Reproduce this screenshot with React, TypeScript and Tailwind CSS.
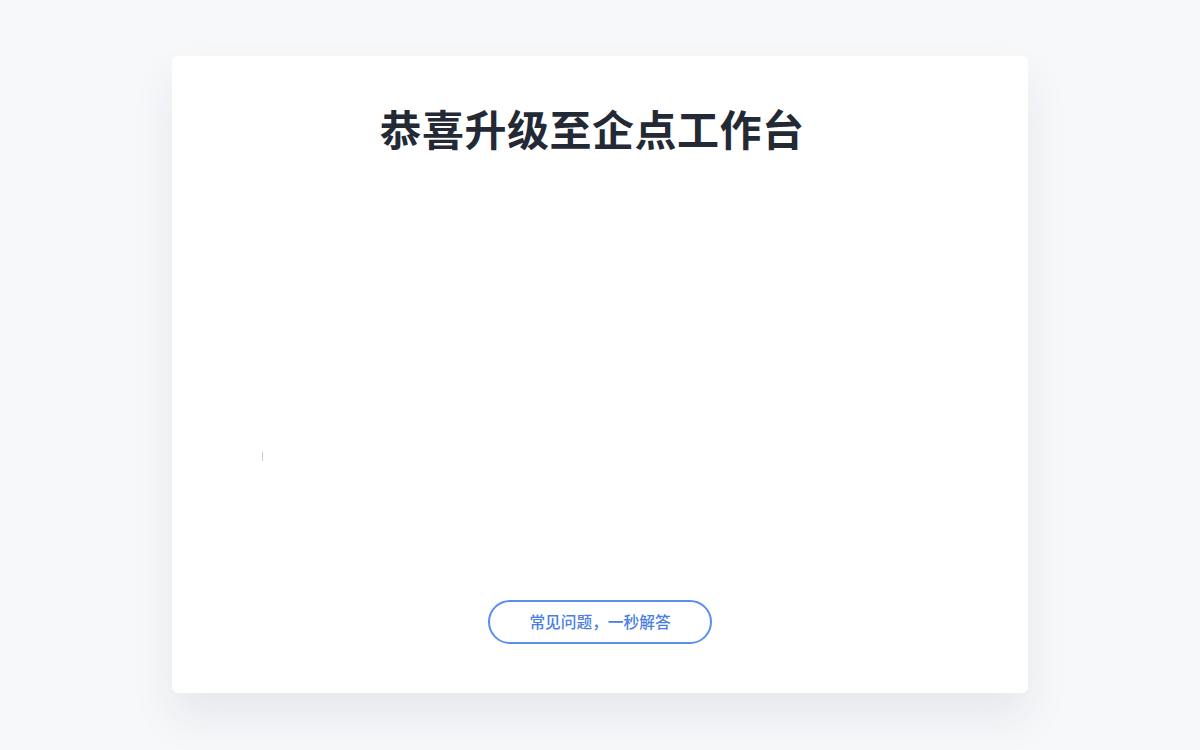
import React from "react";

export default function App() {
  return (
    <div
      className="w-full h-[750px] bg-[#f7f8fa] overflow-hidden pt-[56px]"
      style={{ fontFamily: '"Noto Sans CJK SC", "Noto Sans", sans-serif' }}
    >
      <div className="relative mx-auto w-[856px] h-[637px] bg-white rounded-[6px] shadow-[0_24px_44px_rgba(30,40,60,0.08)] flex flex-col items-center">
        <h1 className="mt-[44px] pr-[16px] text-[42px] leading-[56px] font-semibold text-[#232a36] tracking-[0.5px]">
          恭喜升级至企点工作台
        </h1>
        <div className="absolute left-[90px] top-[396px] w-px h-[9px] bg-[#c9ccd2]" />
        <div className="flex-1" />
        <button className="mb-[49px] w-[224px] h-[44px] rounded-full border-2 border-[#5b8def] text-[#4a7ee6] text-[15.7px] font-medium bg-white flex items-center justify-center">
          常见问题，一秒解答
        </button>
      </div>
    </div>
  );
}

## Problem statement
Leave out the pictures and retype every line above exactly.

## Correct result
Reproduce this screenshot with React, TypeScript and Tailwind CSS.
import React from "react";

export default function App() {
  return (
    <div
      className="w-full h-[750px] bg-[#f7f8fa] overflow-hidden pt-[56px]"
      style={{ fontFamily: '"Noto Sans CJK SC", "Noto Sans", sans-serif' }}
    >
      <div className="relative mx-auto w-[856px] h-[637px] bg-white rounded-[6px] shadow-[0_24px_44px_rgba(30,40,60,0.08)] flex flex-col items-center">
        <h1 className="mt-[44px] pr-[16px] text-[42px] leading-[56px] font-semibold text-[#232a36] tracking-[0.5px]">
          恭喜升级至企点工作台
        </h1>
        <div className="absolute left-[90px] top-[396px] w-px h-[9px] bg-[#c9ccd2]" />
        <div className="flex-1" />
        <button className="mb-[49px] w-[224px] h-[44px] rounded-full border-2 border-[#5b8def] text-[#4a7ee6] text-[15.7px] font-medium bg-white flex items-center justify-center">
          常见问题，一秒解答
        </button>
      </div>
    </div>
  );
}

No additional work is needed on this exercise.